Русская революция не выработала своего революционного гимна.
Конкурировали между собой два иностранных — "Марсельеза" и "Интернационал". "Марсельезу" пели преимущественно патриотически настроенные революционеры, а "Интернационал" — с.-д. — интернационалисты и, в частности, большевики.
И вот эти два чужестранных гимна наполнили своими звуками улицы Петербурга. Ибо в уличной толпе у нас были и сторонники, и противники. Последние, стоя шеренгами на панелях, старались заглушить нашу "Марсельезу" пеньем "Интернационала".
Среди этой ужасающей какофонии с панелей раздавались по нашему адресу недвусмысленные угрозы, тем более опасные, что мы были безоружны, а многие из наших врагов — солдаты и красногвардейцы — были вооружены. Однако они все-таки не решились напасть на нас, так как наша все возраставшая толпа значительно превышала их численностью. И "Марсельеза" в этот день одержала решительную победу над "Интернационалом".
Через два месяца по такой же безоружной толпе большевики открыли огонь. Они уже чувствовали себя крепче…
Мы благополучно дошли до Таврического дворца, но там сообщили, что за неприбытием многих депутатов Учредительного собрания первое его заседание отсрочено на несколько дней[161].
Если Октябрьский переворот большевики еще как-то оправдывали безвластием Временного правительства, опасностью контрреволюции или хаоса, то в ситуации с Учредительным собранием, избранным совершенно законно и демократично, у них никаких оправданий не было. Попытки собрать сведения о нарушениях процедуры в провинции не удались.
Оставалось пойти на откровенное беззаконие с опорой на военную силу. Тезис о том, что, разгоняя Учредительное собрание, большевики опирались на народное большинство, весьма спорен. Они опирались — как Петр, как сторонники самодержавия в 1730 году — на штыки.

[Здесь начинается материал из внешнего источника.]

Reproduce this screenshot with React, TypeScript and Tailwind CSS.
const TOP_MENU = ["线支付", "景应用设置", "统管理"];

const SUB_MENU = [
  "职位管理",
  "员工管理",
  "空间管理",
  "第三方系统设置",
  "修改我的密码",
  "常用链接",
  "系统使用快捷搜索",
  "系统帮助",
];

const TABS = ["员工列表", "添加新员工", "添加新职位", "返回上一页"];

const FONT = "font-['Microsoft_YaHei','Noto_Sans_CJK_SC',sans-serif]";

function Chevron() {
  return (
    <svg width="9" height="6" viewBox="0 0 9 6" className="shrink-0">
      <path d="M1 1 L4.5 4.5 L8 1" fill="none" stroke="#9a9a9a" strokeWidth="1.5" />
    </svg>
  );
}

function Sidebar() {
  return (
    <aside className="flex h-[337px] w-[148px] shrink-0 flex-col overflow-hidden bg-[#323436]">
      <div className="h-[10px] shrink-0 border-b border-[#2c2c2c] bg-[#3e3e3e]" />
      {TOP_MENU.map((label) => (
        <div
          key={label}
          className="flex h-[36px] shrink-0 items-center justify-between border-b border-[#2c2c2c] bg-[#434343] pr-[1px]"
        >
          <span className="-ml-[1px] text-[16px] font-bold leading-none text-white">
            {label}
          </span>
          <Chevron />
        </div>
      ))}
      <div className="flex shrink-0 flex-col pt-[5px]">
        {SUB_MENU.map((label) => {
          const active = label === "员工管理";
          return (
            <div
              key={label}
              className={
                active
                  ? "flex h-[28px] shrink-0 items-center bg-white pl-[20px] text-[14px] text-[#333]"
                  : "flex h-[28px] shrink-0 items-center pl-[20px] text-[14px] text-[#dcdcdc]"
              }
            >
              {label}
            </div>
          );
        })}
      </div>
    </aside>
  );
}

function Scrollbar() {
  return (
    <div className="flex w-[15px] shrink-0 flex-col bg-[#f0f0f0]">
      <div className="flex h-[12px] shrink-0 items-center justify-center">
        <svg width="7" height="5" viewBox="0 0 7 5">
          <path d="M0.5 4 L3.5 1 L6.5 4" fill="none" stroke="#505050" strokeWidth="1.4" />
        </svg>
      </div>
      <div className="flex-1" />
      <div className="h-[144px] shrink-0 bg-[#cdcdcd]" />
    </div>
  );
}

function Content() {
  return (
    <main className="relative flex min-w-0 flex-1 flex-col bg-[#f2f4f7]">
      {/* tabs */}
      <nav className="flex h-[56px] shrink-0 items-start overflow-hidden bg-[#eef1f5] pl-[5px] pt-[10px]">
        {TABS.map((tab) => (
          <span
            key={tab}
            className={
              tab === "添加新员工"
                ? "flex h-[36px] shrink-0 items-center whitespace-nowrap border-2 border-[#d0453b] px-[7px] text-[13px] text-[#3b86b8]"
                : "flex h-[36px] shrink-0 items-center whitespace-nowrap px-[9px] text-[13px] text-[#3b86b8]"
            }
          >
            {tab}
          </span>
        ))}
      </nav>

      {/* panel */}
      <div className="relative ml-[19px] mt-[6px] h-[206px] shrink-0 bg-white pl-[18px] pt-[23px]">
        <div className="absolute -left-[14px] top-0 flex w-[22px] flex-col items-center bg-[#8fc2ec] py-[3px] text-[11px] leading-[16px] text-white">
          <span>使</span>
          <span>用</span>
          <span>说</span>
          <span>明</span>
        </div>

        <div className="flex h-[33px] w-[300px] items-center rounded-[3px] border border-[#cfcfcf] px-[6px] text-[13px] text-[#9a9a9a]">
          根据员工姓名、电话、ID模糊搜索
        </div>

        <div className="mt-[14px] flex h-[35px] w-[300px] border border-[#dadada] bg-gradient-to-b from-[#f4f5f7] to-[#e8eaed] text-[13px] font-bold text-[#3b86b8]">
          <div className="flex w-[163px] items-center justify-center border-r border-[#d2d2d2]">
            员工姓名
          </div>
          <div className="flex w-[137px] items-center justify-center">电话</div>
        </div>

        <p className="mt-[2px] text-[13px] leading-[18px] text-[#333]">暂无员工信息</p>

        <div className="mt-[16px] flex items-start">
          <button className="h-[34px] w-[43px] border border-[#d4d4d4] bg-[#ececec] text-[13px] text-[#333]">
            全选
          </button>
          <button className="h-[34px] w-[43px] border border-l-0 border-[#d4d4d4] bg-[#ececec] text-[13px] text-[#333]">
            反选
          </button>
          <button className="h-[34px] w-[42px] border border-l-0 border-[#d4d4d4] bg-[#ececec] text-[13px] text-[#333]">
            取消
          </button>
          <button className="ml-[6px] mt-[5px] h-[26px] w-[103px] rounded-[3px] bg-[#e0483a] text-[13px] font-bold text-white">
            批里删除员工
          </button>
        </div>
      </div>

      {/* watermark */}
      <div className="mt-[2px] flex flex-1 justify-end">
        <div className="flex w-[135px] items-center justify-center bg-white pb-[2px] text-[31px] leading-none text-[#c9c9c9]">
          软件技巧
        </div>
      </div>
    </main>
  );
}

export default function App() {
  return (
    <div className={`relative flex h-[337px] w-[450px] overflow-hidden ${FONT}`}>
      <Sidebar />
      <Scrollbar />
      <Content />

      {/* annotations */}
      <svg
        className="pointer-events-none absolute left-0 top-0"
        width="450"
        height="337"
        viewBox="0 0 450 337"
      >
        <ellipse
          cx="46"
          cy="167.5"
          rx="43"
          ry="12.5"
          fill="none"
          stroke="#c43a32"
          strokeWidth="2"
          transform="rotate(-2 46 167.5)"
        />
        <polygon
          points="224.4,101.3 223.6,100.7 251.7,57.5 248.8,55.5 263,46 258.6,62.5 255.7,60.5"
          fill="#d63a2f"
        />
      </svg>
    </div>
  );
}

Это было совершенно естественно и определялось сущностью их идеологии и методологии.
В феврале 1730 года большинство шляхетского "общенародия", желавшего Учредительного собрания, было осажено силой вооруженных гвардейцев. В январе 1918 года судьбу Учредительного собрания, за которое стояло большинство российского "общенародна", решил вооруженный кулак, собранный Лениным за месяц отсрочки. За этот месяц большевики яростно устанавливали контроль над столицами. И если 28 ноября в демонстрации, описанной Оболенским, участвовало, по данным тогдашней печати, до 200 тысяч петроградцев, то в начале января следующего года расстановка сил оказалась иной. И не столько физически, сколько психологически.

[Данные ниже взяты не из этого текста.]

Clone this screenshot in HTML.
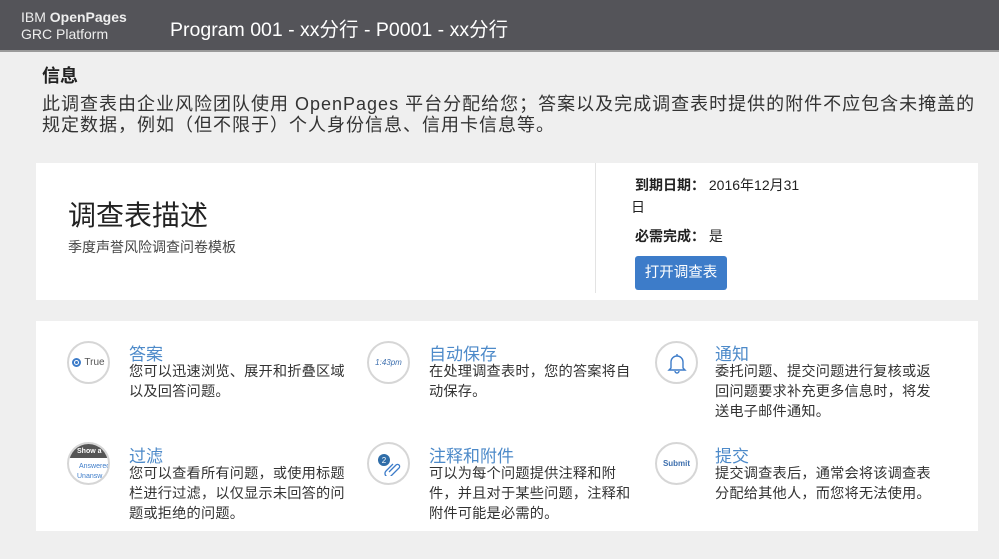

Многие активные деятели партии конституционных демократов, пользующиеся влиянием в средних слоях, были уже арестованы. Другие скрывались. Милюкова не было в Петрограде. Эсеры, победители на выборах, не могли решиться на вооруженное выступление в защиту Учредительного собрания, которое было последней надеждой и партии социалистов-революционеров, и русского крестьянства, и России вообще. Но тогда это понимали немногие.
Еще 27 ноября Никита Окунев записал в дневник:
Арестован Главный Избирательный Комитет Учредительного собрания. Причины довольно загадочны, но дело клонится к тому, что Учредительное собрание будет сорвано большевиками… Что же делается у нас? И что эти "трое", Ленин, Троцкий и Муралов, за законодатели превращения интеллигентных людей в каторжников? Неужто это их законное право и никто не отменит их ужасных, бесчеловечных "декретов"? События последних дней не сулят скорого избавления от такого неслыханного произвола. Большевики сильны безусловно… Нет такой силы, которая могла бы урезонить ликующих большевиков, "буржуазные" газеты надеются на образумление "темных масс", но я не вижу этого вскоре и склонен думать, что террор родины прогрессирует и может быть остановлен только союзом европейских государств, но для этого там нет таких гениев, как Наполеон или Бисмарк[162].